**Exercise brief:**
Go through the lines below. Copy those with "React".

####################

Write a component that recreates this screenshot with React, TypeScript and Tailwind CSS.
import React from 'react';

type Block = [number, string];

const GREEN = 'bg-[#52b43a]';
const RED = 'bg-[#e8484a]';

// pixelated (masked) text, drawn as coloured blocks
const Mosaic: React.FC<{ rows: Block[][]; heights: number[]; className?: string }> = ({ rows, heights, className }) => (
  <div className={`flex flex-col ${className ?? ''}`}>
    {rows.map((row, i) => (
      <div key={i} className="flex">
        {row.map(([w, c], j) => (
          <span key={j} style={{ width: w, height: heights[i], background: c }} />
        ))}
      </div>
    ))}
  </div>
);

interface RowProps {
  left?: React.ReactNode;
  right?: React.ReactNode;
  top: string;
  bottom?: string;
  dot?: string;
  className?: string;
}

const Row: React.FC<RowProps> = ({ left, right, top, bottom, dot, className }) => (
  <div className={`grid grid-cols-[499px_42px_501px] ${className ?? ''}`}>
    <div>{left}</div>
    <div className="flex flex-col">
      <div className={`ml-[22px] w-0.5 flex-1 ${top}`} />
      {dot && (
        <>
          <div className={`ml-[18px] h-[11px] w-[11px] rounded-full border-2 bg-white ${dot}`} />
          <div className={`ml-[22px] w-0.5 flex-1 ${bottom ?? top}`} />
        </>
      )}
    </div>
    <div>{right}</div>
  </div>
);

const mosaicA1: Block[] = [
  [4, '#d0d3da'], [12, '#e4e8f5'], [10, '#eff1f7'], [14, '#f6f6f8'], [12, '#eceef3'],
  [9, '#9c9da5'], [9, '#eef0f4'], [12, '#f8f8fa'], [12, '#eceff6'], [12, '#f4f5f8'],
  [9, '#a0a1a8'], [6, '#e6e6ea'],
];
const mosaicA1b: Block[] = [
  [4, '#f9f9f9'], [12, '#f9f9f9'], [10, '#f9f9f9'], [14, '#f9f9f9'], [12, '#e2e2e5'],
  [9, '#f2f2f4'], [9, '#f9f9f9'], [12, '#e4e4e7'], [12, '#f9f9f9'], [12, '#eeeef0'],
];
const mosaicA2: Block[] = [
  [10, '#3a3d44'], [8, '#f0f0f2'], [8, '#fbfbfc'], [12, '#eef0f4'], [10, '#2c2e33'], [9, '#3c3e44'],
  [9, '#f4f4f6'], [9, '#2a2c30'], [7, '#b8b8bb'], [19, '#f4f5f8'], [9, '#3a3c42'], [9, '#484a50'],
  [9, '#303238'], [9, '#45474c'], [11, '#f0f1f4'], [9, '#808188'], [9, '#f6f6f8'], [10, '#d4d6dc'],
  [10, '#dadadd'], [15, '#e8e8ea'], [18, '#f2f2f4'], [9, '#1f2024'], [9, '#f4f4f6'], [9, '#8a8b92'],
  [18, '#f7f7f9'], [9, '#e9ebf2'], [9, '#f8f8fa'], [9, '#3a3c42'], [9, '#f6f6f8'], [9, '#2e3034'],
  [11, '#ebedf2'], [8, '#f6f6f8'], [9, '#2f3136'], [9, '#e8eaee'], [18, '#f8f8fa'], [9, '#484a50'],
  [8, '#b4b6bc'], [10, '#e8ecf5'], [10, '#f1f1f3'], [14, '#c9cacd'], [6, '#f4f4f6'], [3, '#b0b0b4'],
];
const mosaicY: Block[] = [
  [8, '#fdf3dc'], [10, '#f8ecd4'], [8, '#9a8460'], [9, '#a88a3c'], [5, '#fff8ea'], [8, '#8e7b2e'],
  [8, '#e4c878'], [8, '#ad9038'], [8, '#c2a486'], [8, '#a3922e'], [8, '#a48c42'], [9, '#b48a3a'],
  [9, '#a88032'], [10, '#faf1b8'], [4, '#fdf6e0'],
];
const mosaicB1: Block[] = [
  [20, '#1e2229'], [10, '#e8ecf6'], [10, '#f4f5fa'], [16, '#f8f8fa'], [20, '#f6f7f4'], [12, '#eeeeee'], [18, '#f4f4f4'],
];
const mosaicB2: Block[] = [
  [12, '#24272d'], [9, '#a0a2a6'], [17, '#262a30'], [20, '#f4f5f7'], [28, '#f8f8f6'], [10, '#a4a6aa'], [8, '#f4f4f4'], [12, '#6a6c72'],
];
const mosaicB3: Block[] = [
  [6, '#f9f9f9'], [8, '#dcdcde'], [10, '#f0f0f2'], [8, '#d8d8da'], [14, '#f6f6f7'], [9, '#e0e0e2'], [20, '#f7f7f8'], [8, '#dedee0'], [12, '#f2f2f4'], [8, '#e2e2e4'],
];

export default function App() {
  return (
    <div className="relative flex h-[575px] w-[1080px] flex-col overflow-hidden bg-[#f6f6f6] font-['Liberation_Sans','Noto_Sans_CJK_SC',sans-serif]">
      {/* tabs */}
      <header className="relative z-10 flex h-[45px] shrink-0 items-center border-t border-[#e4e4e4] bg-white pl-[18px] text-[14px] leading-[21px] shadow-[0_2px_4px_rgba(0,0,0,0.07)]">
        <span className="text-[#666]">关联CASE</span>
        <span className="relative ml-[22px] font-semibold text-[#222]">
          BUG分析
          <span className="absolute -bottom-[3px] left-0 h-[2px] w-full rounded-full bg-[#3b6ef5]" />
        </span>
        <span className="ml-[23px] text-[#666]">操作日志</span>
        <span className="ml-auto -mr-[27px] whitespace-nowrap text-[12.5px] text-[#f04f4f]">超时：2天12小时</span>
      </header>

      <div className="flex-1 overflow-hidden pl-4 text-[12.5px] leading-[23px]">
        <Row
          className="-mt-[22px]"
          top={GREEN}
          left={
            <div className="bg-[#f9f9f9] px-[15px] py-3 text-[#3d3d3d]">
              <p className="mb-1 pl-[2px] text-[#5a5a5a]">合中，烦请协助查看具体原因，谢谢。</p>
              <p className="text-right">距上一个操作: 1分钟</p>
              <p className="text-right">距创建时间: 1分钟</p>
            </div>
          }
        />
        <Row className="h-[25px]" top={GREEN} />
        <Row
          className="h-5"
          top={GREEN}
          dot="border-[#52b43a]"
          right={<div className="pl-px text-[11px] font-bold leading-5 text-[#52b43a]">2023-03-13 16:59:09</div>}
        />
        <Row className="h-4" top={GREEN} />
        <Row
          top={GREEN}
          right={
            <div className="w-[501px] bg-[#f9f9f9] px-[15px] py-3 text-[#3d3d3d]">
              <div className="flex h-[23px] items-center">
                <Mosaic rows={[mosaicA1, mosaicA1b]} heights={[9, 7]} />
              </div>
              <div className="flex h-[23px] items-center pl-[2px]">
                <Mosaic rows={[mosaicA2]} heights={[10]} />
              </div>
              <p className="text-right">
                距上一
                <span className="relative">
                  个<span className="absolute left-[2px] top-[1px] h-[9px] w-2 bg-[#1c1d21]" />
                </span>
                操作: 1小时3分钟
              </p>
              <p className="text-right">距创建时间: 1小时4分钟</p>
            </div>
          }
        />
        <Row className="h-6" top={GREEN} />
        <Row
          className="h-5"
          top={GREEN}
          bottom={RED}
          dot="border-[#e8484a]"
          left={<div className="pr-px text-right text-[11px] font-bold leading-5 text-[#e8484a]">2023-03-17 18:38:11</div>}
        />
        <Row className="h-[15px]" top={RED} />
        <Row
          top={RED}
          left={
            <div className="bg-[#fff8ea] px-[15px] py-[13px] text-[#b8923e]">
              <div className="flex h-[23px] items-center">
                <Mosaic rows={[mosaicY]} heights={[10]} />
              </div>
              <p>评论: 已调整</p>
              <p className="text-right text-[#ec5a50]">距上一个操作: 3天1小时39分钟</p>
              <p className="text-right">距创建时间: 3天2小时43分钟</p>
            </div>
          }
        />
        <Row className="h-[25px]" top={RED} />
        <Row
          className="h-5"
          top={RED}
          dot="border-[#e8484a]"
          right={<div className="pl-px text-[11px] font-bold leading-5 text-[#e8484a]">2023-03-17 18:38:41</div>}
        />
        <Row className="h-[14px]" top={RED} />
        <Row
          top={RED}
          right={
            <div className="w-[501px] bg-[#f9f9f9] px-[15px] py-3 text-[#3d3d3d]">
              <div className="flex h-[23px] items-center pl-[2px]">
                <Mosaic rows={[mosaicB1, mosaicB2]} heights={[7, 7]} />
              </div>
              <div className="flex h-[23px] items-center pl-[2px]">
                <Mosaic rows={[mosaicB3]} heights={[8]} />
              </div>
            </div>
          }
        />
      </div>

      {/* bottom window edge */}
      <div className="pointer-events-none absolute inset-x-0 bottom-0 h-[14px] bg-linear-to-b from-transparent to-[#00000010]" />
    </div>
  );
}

####################

**The result:**
Write a component that recreates this screenshot with React, TypeScript and Tailwind CSS.
import React from 'react';
const Mosaic: React.FC<{ rows: Block[][]; heights: number[]; className?: string }> = ({ rows, heights, className }) => (
  left?: React.ReactNode;
  right?: React.ReactNode;
const Row: React.FC<RowProps> = ({ left, right, top, bottom, dot, className }) => (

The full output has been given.